Die Kurialverwaltung Telšiai rechtfertigt sich damit, daß sie nicht im Stande sei Gemeindepfarrer zu versetzen, wenn diese sich der Unterstützung weltlicher Macht erfreuen.

Pavandenė

Am 8. Juli 1978 haben unbekannte Täter die Fensterscheiben von 14 Kreuzweg­stationen innerhalb des Kirchhofgeländes eingeschlagen und die Fensterrahmen zertrümmert.

Kuršėnai

Der stellvertretende Vorsitzende des Exekutivkomitees Šiauliai, Beržinis, er­schien am 26. 5. 1978 bei Vikar R. Žuipa, verbot ihm die Kinderkatechese und drohte ihm, Predigten zu unterlassen, die der atheistischen Obrigkeit mißfallen könnten, widrigenfalls werde er einiges zu bereuen haben. Der Dekan von Kuršėnai, Pfarrer Stanislovas Ilinčius, läßt Kinder erst gar nicht an den Altar heran, verscheucht sogar die von seinem Vikar auf den Meßdienst vorbereiteten Ministranten. Damit beteiligt er sich nicht am Aufbau einer leben­den Kirche, sondern wirkt für deren Zerstörung.

Šaukėnai, Rayon Kelmė

 Die Einwohner von Šaukėnai beschweren sich über anhaltende Störung von Ru­he und Frieden auf dem Friedhof. Erst hatte man neben dem Friedhof eine Ba­deanstalt errichtet, nach deren Schließung wurde ein Schießstand etabliert. Dauernd krachen Schüsse und erschrecken Menschen, die die Gräber ihrer Ver­storbenen besuchen.

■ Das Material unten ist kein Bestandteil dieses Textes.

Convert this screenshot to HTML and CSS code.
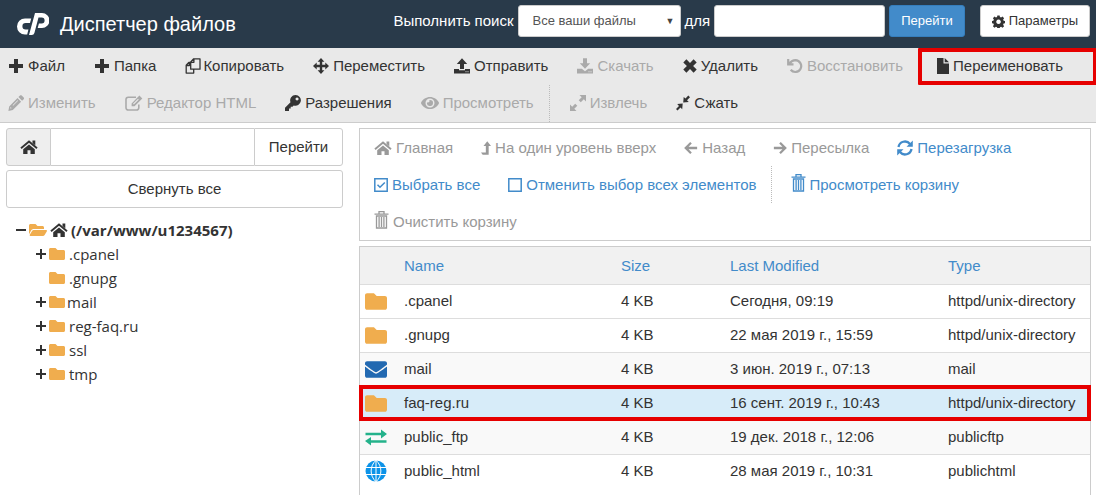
FILE: index.html
```html
<!DOCTYPE html>
<html lang="ru">
<head>
<meta charset="utf-8">
<meta name="viewport" content="width=device-width, initial-scale=1">
<title>Диспетчер файлов</title>
<link rel="stylesheet" href="styles.css">
</head>
<body>
<svg class="sprite" aria-hidden="true">
  <symbol id="plus" viewBox="0 0 16 16"><path d="M6 1h4v5h5v4h-5v5H6v-5H1V6h5z"/></symbol>
  <symbol id="copy" viewBox="0 0 16 16"><path d="M5.700 4 8.700.8h6.300v10.400H5.700zM5.700 4.300h3.200V.8M5.500 4.500H3.800L1.200 7.300v7.800h7.500v-3.600M1.200 7.500h3.200V4.700" fill="none" stroke="currentColor" stroke-width="1.300" stroke-linejoin="round"/></symbol>
  <symbol id="move" viewBox="0 0 16 16"><path d="M8 0l3.400 3.700H9.200v3.100h3.100V4.600L16 8l-3.700 3.400V9.200H9.200v3.100h2.200L8 16l-3.400-3.700h2.200V9.200H3.700v2.200L0 8l3.700-3.400v2.200h3.100V3.700H4.600z"/></symbol>
  <symbol id="upload" viewBox="0 0 16 16"><path d="M8 .2 13.200 6H10v5H6V6H2.800zM0 11h5v1.300h6V11h5v4.500H0zm11.500 2.200v1h1v-1zm2 0v1h1v-1z" fill-rule="evenodd"/></symbol>
  <symbol id="download" viewBox="0 0 16 16"><path d="M6 .2h4v5h3.200L8 10.800 2.800 5.200H6zM0 10.800h4.800L8 13.300l3.200-2.500H16v4.700H0zm11.500 2.400v1h1v-1zm2 0v1h1v-1z" fill-rule="evenodd"/></symbol>
  <symbol id="cross" viewBox="0 0 14 14"><path d="M3.400.3 7 3.900 10.600.3l3.100 3.100L10.100 7l3.600 3.600-3.100 3.100L7 10.100l-3.600 3.600-3.100-3.100L3.900 7 .3 3.400z"/></symbol>
  <symbol id="undo" viewBox="0 0 16 16"><path d="M1.200 1v5.300h5.300M2.200 5.800C4 3.500 6 2.200 8.500 2.200a5.900 5.900 0 1 1-4.800 9.600" fill="none" stroke="currentColor" stroke-width="2.200"/></symbol>
  <symbol id="file" viewBox="0 0 12 16"><path d="M0 0h6.500v5.500H12V16H0zM7.700 0 12 4.300H7.700z"/></symbol>
  <symbol id="pencil" viewBox="0 0 16 16"><path d="M12 .5c.6-.5 1.200-.4 1.700 0l2 2c.5.600.400 1.200 0 1.700l-1.600 1.600-3.700-3.700zM9.500 3.100l3.600 3.600-8.300 8.300-4.400.9.800-4.500zM2.600 12l-.5 1.600 1.600-.4zM9.600 5.200l-5 5 .5.500 5-5z" fill-rule="evenodd"/></symbol>
  <symbol id="edit" viewBox="0 0 18 16"><path d="M11 2.200H3.200A2.200 2.200 0 0 0 1 4.400v8.400A2.200 2.200 0 0 0 3.200 15h8.400a2.200 2.200 0 0 0 2.200-2.200V9.500" fill="none" stroke="currentColor" stroke-width="1.600"/><path d="M14.400.6 17.300 3.500 9.500 11.300H6.600V8.400zM13 3.800 8 8.800l.8.800 5-5z" fill-rule="evenodd"/></symbol>
  <symbol id="key" viewBox="0 0 16 16"><path d="M10.600 0a5.400 5.400 0 1 1-1.900 10.500L7.500 11.700H5.700v1.800H4V16H0v-3.200l5.500-5.500A5.400 5.400 0 0 1 10.600 0zm1.400 2.500a1.500 1.500 0 1 0 .1 0z" fill-rule="evenodd"/></symbol>
  <symbol id="eye" viewBox="0 0 576 512"><path d="M572.520 241.400C518.290 135.590 410.930 64 288 64S57.680 135.640 3.480 241.410a32.350 32.350 0 0 0 0 29.190C57.710 376.410 165.070 448 288 448s230.320-71.640 284.520-177.410a32.350 32.350 0 0 0 0-29.190zM288 400a144 144 0 1 1 144-144 143.930 143.930 0 0 1-144 144zm0-240a95.310 95.310 0 0 0-25.310 3.790 47.850 47.850 0 0 1-66.900 66.900A95.780 95.780 0 1 0 288 160z"/></symbol>
  <symbol id="expand" viewBox="0 0 16 16"><path d="M9.500 0H16v6.500l-2.200-2.200-3 3-2.100-2.100 3-3zM0 9.500l2.200 2.200 3-3 2.100 2.100-3 3L6.500 16H0z"/></symbol>
  <symbol id="compress" viewBox="0 0 14 16"><path d="M12.300.5 14 2.200l-3 3 1.800 1.800-5.600.5.500-5.600 1.800 1.600zM6.700 8.500l-.5 5.700-1.700-1.700-3 3L0 13.900l3-3L1.200 9.100z"/></symbol>
  <symbol id="gear" viewBox="0 0 16 16"><path d="M6.600.5h2.800l.4 2 1.400.6 1.700-1.200 2 2-1.200 1.700.6 1.400 2 .4v2.800l-2 .4-.6 1.400 1.200 1.700-2 2-1.700-1.200-1.400.6-.4 2H6.600l-.4-2-1.400-.6-1.700 1.200-2-2L2.300 12l-.6-1.400-2-.4V7.400l2-.4.600-1.400L1.100 3.900l2-2 1.700 1.200 1.400-.6zM8 5.600a2.800 2.800 0 1 0 .1 0z" fill-rule="evenodd"/></symbol>
  <symbol id="home" viewBox="0 0 18 16"><path d="M12.500 1.500h2.800v5l-2.800-2.500zM9 5.500l5.800 4.800V15h-4.300v-3.800h-3V15H3.200v-4.700z"/><path d="M1 9.300 9 2.500l8 6.800" fill="none" stroke="currentColor" stroke-width="1.900"/></symbol>
  <symbol id="levelup" viewBox="0 0 12 16"><path d="M7.500 0 12 5.500H9.200V16H2L0 13.300h5.800V5.500H3z"/></symbol>
  <symbol id="left" viewBox="0 0 16 16"><path d="M8 2 2 8l6 6M2.300 8H15" fill="none" stroke="currentColor" stroke-width="2.600"/></symbol>
  <symbol id="right" viewBox="0 0 16 16"><path d="M8 2l6 6-6 6M13.700 8H1" fill="none" stroke="currentColor" stroke-width="2.600"/></symbol>
  <symbol id="refresh" viewBox="0 0 16 16"><path d="M1.500 7A6.500 6.500 0 0 1 13 4M14.500 9A6.500 6.500 0 0 1 3 12" fill="none" stroke="currentColor" stroke-width="2.300"/><path d="M15.800.5v6.300H9.500zM.2 15.500V9.200h6.300z"/></symbol>
  <symbol id="checked" viewBox="0 0 14 14"><path d="M.8.8h12.400v12.400H.8zM3.500 6.800 6 9.300l4.800-4.800" fill="none" stroke="currentColor" stroke-width="1.500"/></symbol>
  <symbol id="unchecked" viewBox="0 0 14 14"><path d="M.8.8h12.400v12.400H.8z" fill="none" stroke="currentColor" stroke-width="1.500"/></symbol>
  <symbol id="trash" viewBox="0 0 14 18"><path d="M4.500 2.500V.7h5v1.800M0 3.200h14M2 5h10v12H2zM4.600 6v10M7 6v10M9.400 6v10" fill="none" stroke="currentColor" stroke-width="1.300"/></symbol>
  <symbol id="folder" viewBox="0 64 512 384"><path d="M464 128H272l-64-64H48C21.490 64 0 85.490 0 112v288c0 26.510 21.490 48 48 48h416c26.510 0 48-21.490 48-48V176c0-26.510-21.490-48-48-48z"/></symbol>
  <symbol id="folderopen" viewBox="0 64 576 384"><path d="M572.694 292.093L500.270 416.248A63.997 63.997 0 0 1 444.989 448H45.025c-18.523 0-30.064-20.093-20.731-36.093l72.424-124.155A64 64 0 0 1 152 256h399.964c18.523 0 30.064 20.093 20.730 36.093zM152 224h328v-48c0-26.510-21.490-48-48-48H272l-64-64H48C21.490 64 0 85.490 0 112v278.046l69.077-118.418C86.214 242.250 117.989 224 152 224z"/></symbol>
  <symbol id="envelope" viewBox="0 64 512 384"><path d="M502.300 190.800c3.900-3.100 9.700-.2 9.700 4.700V400c0 26.500-21.500 48-48 48H48c-26.500 0-48-21.500-48-48V195.600c0-5 5.700-7.800 9.700-4.700 22.400 17.400 52.100 39.500 154.100 113.600 21.100 15.400 56.700 47.800 92.200 47.600 35.700.3 72-32.800 92.300-47.600 102-74.100 131.600-96.300 154-113.700zM256 320c23.200.4 56.600-29.200 73.400-41.400 132.700-96.300 142.800-104.700 173.400-128.700 5.800-4.500 9.200-11.500 9.200-18.900v-19c0-26.500-21.500-48-48-48H48c-26.500 0-48 21.500-48 48v19c0 7.400 3.400 14.300 9.200 18.900 30.600 23.900 40.700 32.400 173.400 128.700 16.800 12.200 50.200 41.800 73.400 41.400z"/></symbol>
  <symbol id="exchange" viewBox="0 0 22 16"><path d="M.5 3.200h15.500V0L22 4.500 16 9V5.800H.5zM21.500 13.300H6V16l-6-4.500L6 7.500v3.200h15.500z"/></symbol>
  <symbol id="globe" viewBox="0 0 22 22"><circle cx="11" cy="11" r="10.500"/><path d="M0 7.500h22M0 14.500h22M11 0v22M11 .3C4.500 6 4.500 16 11 21.700M11 .3c6.500 5.700 6.500 15.700 0 21.400" fill="none" stroke="#fff" stroke-width="1"/></symbol>
  <symbol id="minus" viewBox="0 0 10 10"><path d="M0 4h10v2H0z"/></symbol>
  <symbol id="add" viewBox="0 0 10 10"><path d="M4 0h2v4h4v2H6v4H4V6H0V4h4z"/></symbol>
</svg>

<header class="header">
  <svg class="logo" viewBox="0 0 32 22" role="img" aria-label="cPanel"><path d="M14.200 5.500 13 10H8.700a3.200 3.200 0 0 0 0 6.600h2.700L10.200 21.500H8A8 8 0 0 1 8 5.500z" fill="#fff"/><path d="M18 0h7a7.500 7.500 0 0 1 0 15h-4.300l1.200-4.600h2.800a2.900 2.900 0 0 0 0-5.800h-3.200L17.400 20Q16.800 22 14.800 22H12z" fill="#fff"/></svg>
  <h1 class="title">Диспетчер файлов</h1>
  <form class="search">
    <label for="scope">Выполнить поиск</label>
    <span class="select-wrap">
      <select id="scope" class="field scope"><option>Все ваши файлы</option></select>
      <span class="caret" aria-hidden="true">▼</span>
    </span>
    <label for="query">для</label>
    <input id="query" class="field query" type="text">
    <button class="btn btn-primary" type="button">Перейти</button>
    <button class="btn btn-settings" type="button"><svg class="ico i13"><use href="#gear"/></svg>Параметры</button>
  </form>
</header>

<nav class="toolbar" aria-label="Действия">
  <button class="tool"><svg class="ico i16"><use href="#plus"/></svg>Файл</button>
  <button class="tool"><svg class="ico i16"><use href="#plus"/></svg>Папка</button>
  <button class="tool tight"><svg class="ico i16"><use href="#copy"/></svg>Копировать</button>
  <button class="tool"><svg class="ico i16"><use href="#move"/></svg>Переместить</button>
  <button class="tool"><svg class="ico i16"><use href="#upload"/></svg>Отправить</button>
  <button class="tool" disabled><svg class="ico i16"><use href="#download"/></svg>Скачать</button>
  <button class="tool"><svg class="ico i14"><use href="#cross"/></svg>Удалить</button>
  <button class="tool" disabled><svg class="ico i16"><use href="#undo"/></svg>Восстановить</button>
  <button class="tool marked"><svg class="ico i12"><use href="#file"/></svg>Переименовать</button>
  <button class="tool" disabled><svg class="ico i16"><use href="#pencil"/></svg>Изменить</button>
  <button class="tool" disabled><svg class="ico i18"><use href="#edit"/></svg>Редактор HTML</button>
  <button class="tool"><svg class="ico i16"><use href="#key"/></svg>Разрешения</button>
  <button class="tool" disabled><svg class="ico i18"><use href="#eye"/></svg>Просмотреть</button>
  <span class="sep"></span>
  <button class="tool" disabled><svg class="ico i16"><use href="#expand"/></svg>Извлечь</button>
  <button class="tool"><svg class="ico i14"><use href="#compress"/></svg>Сжать</button>
</nav>

<main class="main">
  <aside class="side">
    <form class="path">
      <label class="addon" for="path"><svg class="ico i18" role="img" aria-label="Путь"><use href="#home"/></svg></label>
      <input id="path" class="path-input" type="text">
      <button class="path-go" type="button">Перейти</button>
    </form>
    <button class="collapse" type="button">Свернуть все</button>
    <ul class="tree">
      <li class="root"><svg class="sign"><use href="#minus"/></svg><svg class="fold open"><use href="#folderopen"/></svg><svg class="ico i18"><use href="#home"/></svg>(/var/www/u1234567)</li>
      <li class="node"><svg class="sign"><use href="#add"/></svg><svg class="fold"><use href="#folder"/></svg>.cpanel</li>
      <li class="node"><span class="sign"></span><svg class="fold"><use href="#folder"/></svg>.gnupg</li>
      <li class="node near"><svg class="sign"><use href="#add"/></svg><svg class="fold"><use href="#folder"/></svg>mail</li>
      <li class="node"><svg class="sign"><use href="#add"/></svg><svg class="fold"><use href="#folder"/></svg>reg-faq.ru</li>
      <li class="node"><svg class="sign"><use href="#add"/></svg><svg class="fold"><use href="#folder"/></svg>ssl</li>
      <li class="node"><svg class="sign"><use href="#add"/></svg><svg class="fold"><use href="#folder"/></svg>tmp</li>
    </ul>
  </aside>

  <section class="content">
    <nav class="actions" aria-label="Навигация">
      <button class="tool" disabled><svg class="ico i18"><use href="#home"/></svg>Главная</button>
      <button class="tool" disabled><svg class="ico i10"><use href="#levelup"/></svg>На один уровень вверх</button>
      <button class="tool" disabled><svg class="ico i14"><use href="#left"/></svg>Назад</button>
      <button class="tool" disabled><svg class="ico i14"><use href="#right"/></svg>Пересылка</button>
      <button class="tool"><svg class="ico i16"><use href="#refresh"/></svg>Перезагрузка</button>
      <button class="tool"><svg class="ico i14"><use href="#checked"/></svg>Выбрать все</button>
      <button class="tool"><svg class="ico i14"><use href="#unchecked"/></svg>Отменить выбор всех элементов</button>
      <span class="sep"></span>
      <button class="tool"><svg class="ico bin"><use href="#trash"/></svg>Просмотреть корзину</button>
      <button class="tool" disabled><svg class="ico bin"><use href="#trash"/></svg>Очистить корзину</button>
    </nav>
    <div class="files">
      <table class="table">
        <colgroup><col class="c-icon"><col class="c-name"><col class="c-size"><col class="c-date"><col></colgroup>
        <thead><tr><th></th><th><a href="#">Name</a></th><th><a href="#">Size</a></th><th><a href="#">Last Modified</a></th><th><a href="#">Type</a></th></tr></thead>
        <tbody>
          <tr><td><svg class="kind dir"><use href="#folder"/></svg></td><td>.cpanel</td><td>4 KB</td><td>Сегодня, 09:19</td><td>httpd/unix-directory</td></tr>
          <tr><td><svg class="kind dir"><use href="#folder"/></svg></td><td>.gnupg</td><td>4 KB</td><td>22 мая 2019 г., 15:59</td><td>httpd/unix-directory</td></tr>
          <tr class="alt"><td><svg class="kind mail"><use href="#envelope"/></svg></td><td>mail</td><td>4 KB</td><td>3 июн. 2019 г., 07:13</td><td>mail</td></tr>
          <tr class="selected"><td><svg class="kind dir"><use href="#folder"/></svg></td><td>faq-reg.ru</td><td>4 KB</td><td>16 сент. 2019 г., 10:43</td><td>httpd/unix-directory</td></tr>
          <tr class="alt"><td><svg class="kind ftp"><use href="#exchange"/></svg></td><td>public_ftp</td><td>4 KB</td><td>19 дек. 2018 г., 12:06</td><td>publicftp</td></tr>
          <tr><td><svg class="kind web"><use href="#globe"/></svg></td><td>public_html</td><td>4 KB</td><td>28 мая 2019 г., 10:31</td><td>publichtml</td></tr>
        </tbody>
      </table>
    </div>
  </section>
</main>
</body>
</html>
```
FILE: styles.css
```css
* { box-sizing: border-box; }

body {
  margin: 0 4px 0 0;
  min-height: 100vh;
  display: flex;
  flex-direction: column;
  background: #fff;
  color: #333;
  font: 15px/20px "Liberation Sans", Arial, sans-serif;
}

button, input, select { font: inherit; color: inherit; margin: 0; }
button { cursor: pointer; }
.sprite { display: none; }
.ico { flex: none; height: 16px; fill: currentColor; }
.i10 { width: 10px; }
.i12 { width: 12px; }
.i13 { width: 13px; height: 13px; }
.i14 { width: 14px; }
.i16 { width: 16px; }
.i18 { width: 18px; }
.bin { width: 15px; height: 18px; margin-top: -4px; }

/* Header */
.header {
  display: flex;
  align-items: center;
  height: 48px;
  padding: 0 6px 0 17px;
  background: #293a4a;
  color: #fff;
}
.logo { width: 32px; height: 22px; }
.title { margin: 0 0 0 11px; font-size: 20px; font-weight: 400; line-height: 24px; }
.search {
  display: flex;
  align-items: center;
  gap: 4px;
  height: 32px;
  margin: 0 0 6px auto;
}
.search label { font-size: 15px; }
.field {
  height: 32px;
  border: 1px solid #ccc;
  border-radius: 3px;
  background: #fff;
  color: #555;
  font-size: 13px;
}
.select-wrap { position: relative; }
.scope { width: 163px; padding: 0 14px; appearance: none; }
.caret {
  position: absolute;
  top: 6px;
  right: 6px;
  color: #444;
  font-size: 9px;
  pointer-events: none;
}
.query { width: 171px; padding: 0 8px; }
.btn {
  display: flex;
  align-items: center;
  gap: 4px;
  height: 32px;
  padding: 0 11px;
  border: 1px solid #357ebd;
  border-radius: 3px;
  font-size: 13px;
}
.btn-primary { background: #428bca; color: #fff; }
.btn-settings { margin-left: 11px; border-color: #ccc; background: #fff; color: #333; }

/* Toolbars */
.toolbar, .actions { display: flex; flex-wrap: wrap; }
.toolbar {
  column-gap: 29px;
  padding-left: 8px;
  border-bottom: 1px solid #ccc;
  background: #e9e9e9;
}
.tool {
  display: flex;
  align-items: center;
  gap: 4px;
  height: 37px;
  padding: 0;
  border: 0;
  background: none;
  white-space: nowrap;
}
.toolbar .tool { padding-bottom: 1px; }
.tool:disabled { color: #aaa; }
.tight { gap: 2px; }
.toolbar .marked {
  flex: 1;
  margin: 0 -1px 0 -14px;
  padding-left: 15px;
  border: 4px solid #e60000;
  border-radius: 1px;
}
.sep { margin: 0 -9px 0 -14px; border-left: 1px dotted #bbb; }

/* Main area */
.main { flex: 1; display: flex; gap: 16px; padding: 5px 5px 0 6px; }
.side { flex: none; width: 337px; }
.path { display: flex; height: 38px; margin-bottom: 4px; }
.addon {
  display: flex;
  align-items: center;
  justify-content: center;
  width: 45px;
  border: 1px solid #ccc;
  border-radius: 3px 0 0 3px;
  background: #eee;
}
.path-input {
  flex: 1;
  min-width: 0;
  padding: 0 8px;
  border: 1px solid #ccc;
  border-width: 1px 0;
}
.path-go {
  width: 89px;
  border: 1px solid #ccc;
  border-radius: 0 3px 3px 0;
  background: #fff;
}
.collapse {
  width: 100%;
  height: 38px;
  border: 1px solid #ccc;
  border-radius: 3px;
  background: #fff;
}
.tree {
  margin: 10px 0 0;
  padding: 0 0 0 10px;
  list-style: none;
  font-family: "Open Sans", sans-serif;
  line-height: 24px;
}
.tree li { display: flex; align-items: center; height: 24px; }
.root { gap: 3px; font-weight: 700; }
.root .sign { margin-right: 0; }
.node { padding-left: 20px; }
.tree .sign { flex: none; width: 10px; height: 10px; fill: #333; }
.fold { flex: none; width: 16px; height: 12px; margin: 0 4px 0 3px; fill: #f0ad4e; }
.open { width: 18px; margin: 0; }
.near .fold { margin-right: 2px; }

.content { flex: 1; min-width: 0; display: flex; flex-direction: column; }
.actions {
  column-gap: 28px;
  padding: 0 14px;
  border: 1px solid #ccc;
  color: #428bca;
}
.actions .tool:disabled { color: #999; }

/* File list */
.files { flex: 1; margin-top: 5px; border: 1px solid #ccc; border-bottom: 0; }
.table { width: 100%; border-collapse: collapse; table-layout: fixed; }
.c-icon { width: 36px; }
.c-name { width: 217px; }
.c-size { width: 109px; }
.c-date { width: 218px; }
.table th, .table td {
  height: 34px;
  padding: 0 0 0 8px;
  border-bottom: 1px solid #ddd;
  text-align: left;
  font-weight: 400;
  white-space: nowrap;
}
.table th { height: 37px; padding-top: 2px; background: #f1f1f1; }
.table a { color: #428bca; text-decoration: none; }
.table td:first-child { padding-left: 5px; }
.table tbody tr:last-child td { border-bottom: 0; }
.alt { background: #f9f9f9; }
.selected { background: #d7ecf9; outline: 4px solid #e60000; outline-offset: -3px; }
.kind { display: block; width: 22px; height: 17px; }
.dir { fill: #f0ad4e; }
.mail { fill: #2269b1; }
.ftp { fill: #24b28b; }
.web { height: 22px; fill: #0d93e8; }
```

Wieviel Grabschändungen gibt es in Litauen, wie viele Kreuze werden umge­stürzt und in Stücke geschlagen! Und was ist erst aus dem jüdischen Friedhof Šaukėnai geworden!? Seinerzeit legte man dort sogar eine Kiesgrube an, und Schottern, mit Spuren von Menschenknochen und Totenschädeln wurde zum Wegebau abgefahren . . .

Viduklė

Anläßlich des Todes von Papst Paul VI. versandte der Gemeindepfarrer von Vi­duklė, Alfonsas Svarinskas, folgendes Beileidstelegramm an den Vatikan: An seine Eminenz Kardinal J. Slipyj!

Aus Anlaß des Todes des großen Papstes Paul VI., den man zu Recht Apostel des Friedens und Gewissen der Welt genannt hat, übermittele ich zu Händen Eurer Eminenz dem Apostolischen Stuhl mein herzlichstes Beileid. Auf den Knien betet das katholische Litauen für die Seele des verstorbenen Papstes und fleht zu Gott um ein mutiges und wohltuendes Oberhaupt der Kirche Christi.